My Wish for 2012: Outraged People in Cuba / Miriam Celaya

Santana Cartoon illustrating the post in Penúltimos Days

A European friend who recently visited Havana asked me what my greatest wish for this year 2012 was. Of course, she expected me to express to her the same old litany: the end of the dictatorship, democracy, peace, freedom, etc. The wishes that tens of thousands of Cubans have made each New Year’s and that, despite all the sorrows, have yet to come true. Maybe the propitiatory spirits, those that presumably participate or influence human aspirations need to perceive something more than the resolve in those who make the wishes… a signal indicating a little more vigor to make dreams achievable, something that can fulfill that old saying: “Help yourself, and God will help you.”

So I simply said to my friend that, for 2012, I wish to see Cuba full of angry people, for it is on that day that we will be closer to such longed for rights and democracy. I’m not referring to childish protests of indignation on any corner or line, in different tones of voice and willing to be silent when some guy who looks like a political cop stares us down; for State transportation problems, or for the increasing reduction of so-called “subsidies” the national method, distributor of the parameters of poverty. Neither do I speak of the more or less biased comments about “how bad this is getting”. For at least 20 years I have been listening to the phrase “what’s so good about this is how bad it’s getting”, or “never is the night as dark as before dawn”, and in all that time, there hasn’t been the slightest improvement or light. What’s more, everything around us is sure to be getting worse and darker, so it is obvious that a change is needed, but not on the part of an autocracy that clings to power and naturally resists change. What is needed is a change of attitude among Cubans.

My greatest desire for this 2012 is, therefore, that ordinary Cubans, those who in all the speeches are grouped under the generic term “the people” decide, once and for all, to make their outrage public and evident. We could, for example, protest in the streets, or in front of government headquarters, to demand an end to the dual currency, since wages are paid in one currency and most products are marketed in another. By the way, it would also be relevant to demand that wages dignify the job, be a source of well-being and not the object of a joke printed on paper money. We could demand the repeal of the retrograde exit permits and all limits on emigration that keep us prisoners, slaves of the Island-plantation. We could reclaim the sacred right to information, the right for the flow of ideas, to participate in making decisions about our destiny, to choose what kind of education we give our children. We could make demands, in short, about how and by whom we wish our country to be governed.

If you think that such claims exceed the heights of indignation of some, perhaps we could start by protesting the unstoppable rise of food prices, or stand up to the abuse of most public officials, or publicly denounce corruption, which ends up striking the needy the hardest. We could just ask to have the CDR’s disbanded, (those that are still members of the CDR’s [cederistas]) or stop attending accountability meetings and the utmost caricature of democracy: the constituency “elections”. Because — beyond the protests taking place in the First World which the official media have the nerve to disclose here — and if there is one thing we don’t have a shortage of in Cuba it’s a reason to be outraged.

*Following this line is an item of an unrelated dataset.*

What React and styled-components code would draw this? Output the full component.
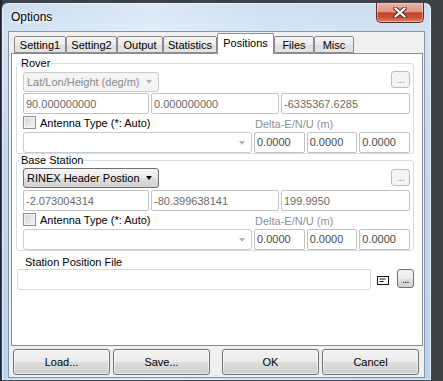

So I modified my wishes for this year, believing that, for democracy to finally emerge, we Cubans need to stop looking outward and upward, waiting for solutions from the solidarity of others, from the Cuban government, or from God, and assume our share, through responsibility and law. Recent statements by the President-General — on the occasion of his counterpart’s farewell, the Iranian dictator visiting Cuba, to our shame — that the Communist Party’s National Conference, to be held on January 28th, will be just the organizing of the inner life of that (political?) organization, presumably to comply with the guidelines of the past VI Congress, lends the coup de grace to the aspirations of large sectors that still had moderate expectations for a public debate about the decisions of the government, including some Catholic Church sites that have been voicing for an “inclusive and transparent” dialogue between the government and the Cuban people. It will be interesting, given the circumstances, to follow those sites’ editorials to find out what new proposal they make us.

So, what I want for 2012 is this: indignant people. Thousands and thousands of Cubans angry about over half a century’s worth of fraud, outraged, if only to salvage the spoils of our national shame that still remain after decades of dictatorship.